After a hike into the hills of Bodega Head, we sat outdoors at a weathered table at the rustic 25-year-old Boat House.

“We sell fish ’n’ chips and fishin’ trips,” veteran boat captain Rick Powers proclaimed, not for the first time. He books charters aboard his New Sea Angler and Surf Scooter, while wife Sophia Powers runs the restaurant.

The deep fryer gets a workout here, with fish ’n’ chips, clam strips, calamari and the like. The chowder was thin but richly flavored. Better was the fried fresh rockfish. If you don’t like the seafood, go catch your own.

There were many more places beckoning in the environs, such as two establishments in nearby Freestone mentioned by Hill at the Visitors Center. We saved them for the next trip. There was time enough for one more stop, The Birds Cafe.

With a nod to Alfred Hitchcock, the cafe’s logo is a menacing crow.
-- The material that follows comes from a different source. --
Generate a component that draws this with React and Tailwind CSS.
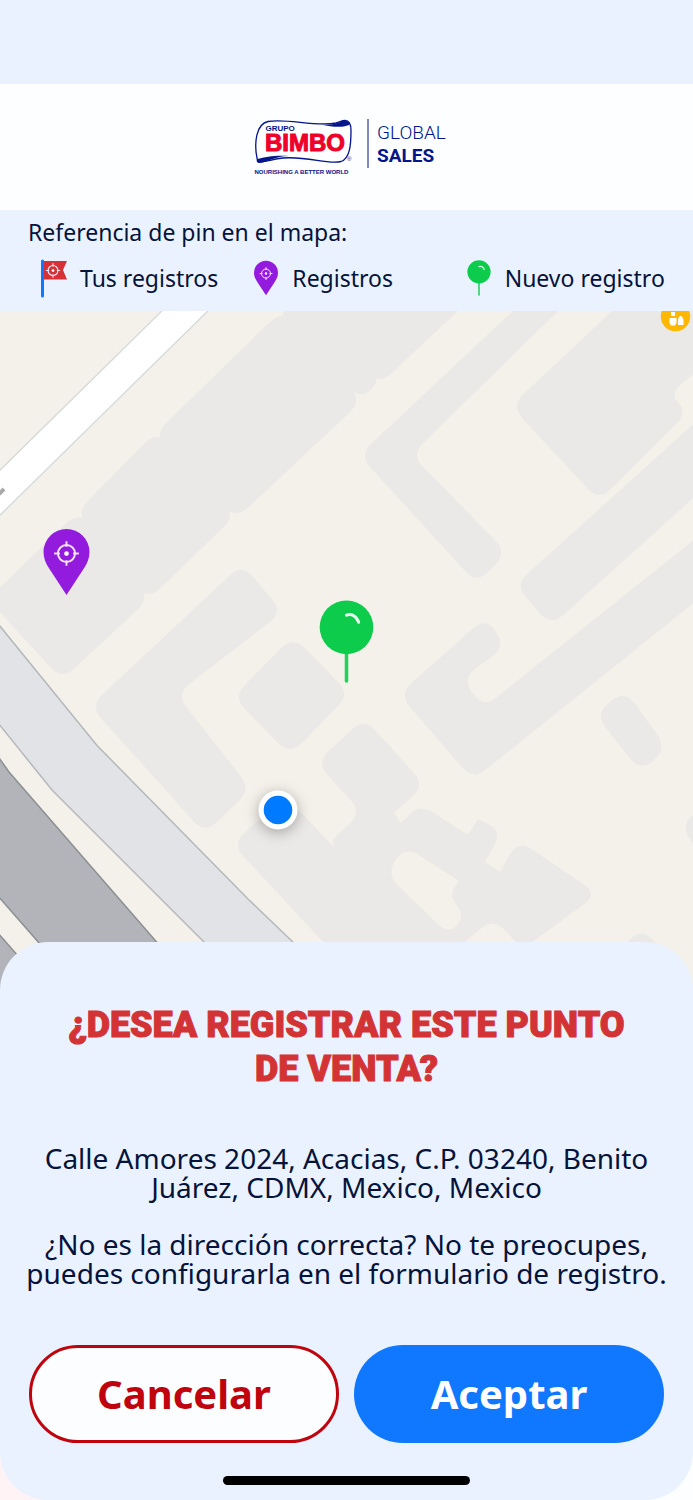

There are four stools inside, but the place to be is at a picnic table on the patio overlooking the marina and the wind-blown bay. No dive-bombing birds were sighted.

We alternated spoonfuls of clam chowder with tasty nibbles of artichoke fritter. The cream-based chowder is smoky with bacon, and chunky with clams, yellow onion, celery, and russet and red potatoes. A fitting end to a long day.